Graphic from Metro Creative

Exploring Nature: Hudsonian Godwit

Sunday, January 30, 2022

Birds never cease to amaze me.

Consider, for example, the Hudsonian godwit. Named after the Canadian bay where the species was first identified, and for the bird’s two-syllable cry (“god-wiiit”), this bird breeds each spring in Alaska where it lays its eggs in marshy bogs.

In June or July, godwits leave Alaska and fly south. Way south. First, they fly to Canada and feed for a month to fatten up. Then they continue through the Americas to the northern Amazon.

After feeding at various sites in South America, come spring, the godwit flies some 6,000 miles, at between 29 and 50 miles per hour, not stopping for food or drink. The bird flies night and day for about a week before arriving at wetlands in the United States — mainly Nebraska, South Dakota, Kansas and Oklahoma.

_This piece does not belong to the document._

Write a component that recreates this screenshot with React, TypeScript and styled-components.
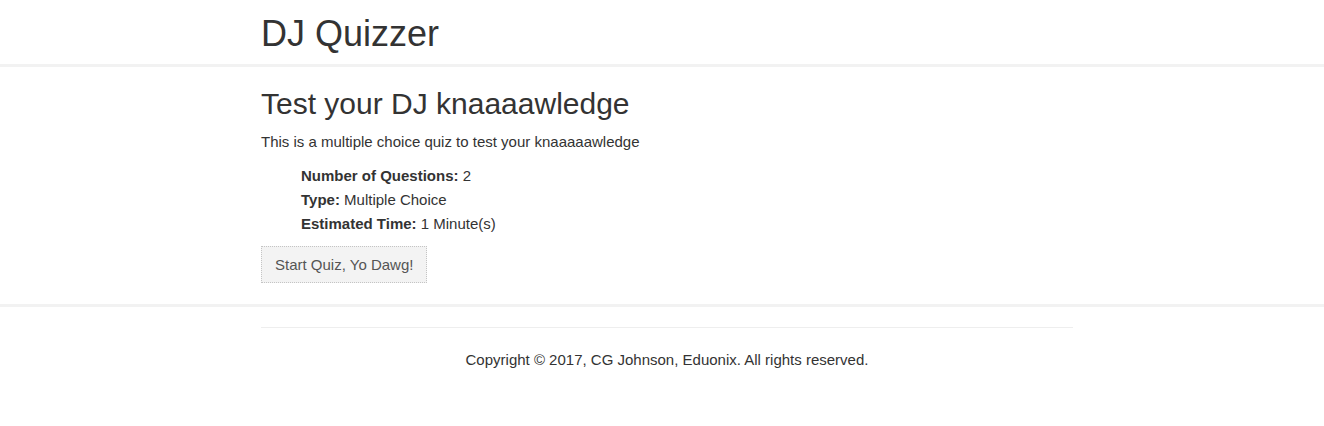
import React from 'react';
import styled, { createGlobalStyle } from 'styled-components';

const GlobalStyle = createGlobalStyle`
  body {
    margin: 0;
    background: #fff;
    color: #333;
    font-family: "Liberation Sans", Arial, Helvetica, sans-serif;
    font-size: 15px;
    line-height: 20px;
  }
`;

const quizInfo = [
  { label: 'Number of Questions:', value: '2' },
  { label: 'Type:', value: 'Multiple Choice' },
  { label: 'Estimated Time:', value: '1 Minute(s)' },
];

const App = () => {
  return (
    <>
      <GlobalStyle />
      <Header>
        <Container>
          <Brand>DJ Quizzer</Brand>
        </Container>
      </Header>

      <Main>
        <Container>
          <Title>Test your DJ knaaaawledge</Title>
          <Lead>This is a multiple choice quiz to test your knaaaaawledge</Lead>
          <InfoList>
            {quizInfo.map((item) => (
              <InfoItem key={item.label}>
                <strong>{item.label}</strong> {item.value}
              </InfoItem>
            ))}
          </InfoList>
          <StartButton>Start Quiz, Yo Dawg!</StartButton>
        </Container>
      </Main>

      <Footer>
        <Container>
          <Rule />
          <Copy>Copyright &copy; 2017, CG Johnson, Eduonix. All rights reserved.</Copy>
        </Container>
      </Footer>
    </>
  );
};

export default App;

const Container = styled.div`
  width: 812px;
  margin-left: calc(50% - 401px);
`;

const Header = styled.header`
  height: 64px;
  border-bottom: 3px solid #f2f2f2;
`;

const Brand = styled.h1`
  margin: 0;
  padding-top: 12px;
  font-size: 36px;
  font-weight: 400;
  line-height: 44px;
  color: #333;
`;

const Main = styled.main`
  padding: 20px 0 21px;
  border-bottom: 3px solid #f2f2f2;
`;

const Title = styled.h2`
  margin: 0 0 12px;
  font-size: 30px;
  font-weight: 400;
  line-height: 33px;
  color: #333;
`;

const Lead = styled.p`
  margin: 0 0 12px;
`;

const InfoList = styled.ul`
  list-style: none;
  margin: 0 0 10px;
  padding-left: 40px;
`;

const InfoItem = styled.li`
  line-height: 24px;

  strong {
    font-weight: 700;
  }
`;

const StartButton = styled.button`
  display: inline-block;
  padding: 8px 13px;
  background: #f3f3f3;
  border: 1px dotted #c4c4c4;
  color: #555;
  font-family: inherit;
  font-size: 15px;
  line-height: 19px;
  cursor: pointer;
`;

const Footer = styled.footer`
  padding-top: 20px;
`;

const Rule = styled.hr`
  margin: 0;
  border: 0;
  border-top: 1px solid #eee;
`;

const Copy = styled.p`
  margin: 22px 0 0;
  text-align: center;
`;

After a short stay, the godwit flies back to Alaska. The bird’s goal is to stay in warm places with adequate food throughout the year. They prefer an endless summer.

Sleek and reddish brown and gold in its breeding plumage, the Hudsonian godwit has skinny, stilt-like legs and a long, upturned bill perfect for feeding in the mud. An adult bird weighs about 12 ounces.

In the course of a year, the adult godwit will fly some 16,000 miles round-trip. Amazingly, it can fly night and day without stopping to rest or eat or drink, for about a week.

It survives without sleep by alternatively shutting down half its brain at a time. It gets its energy from stored fat, which also metabolizes into water for drinking.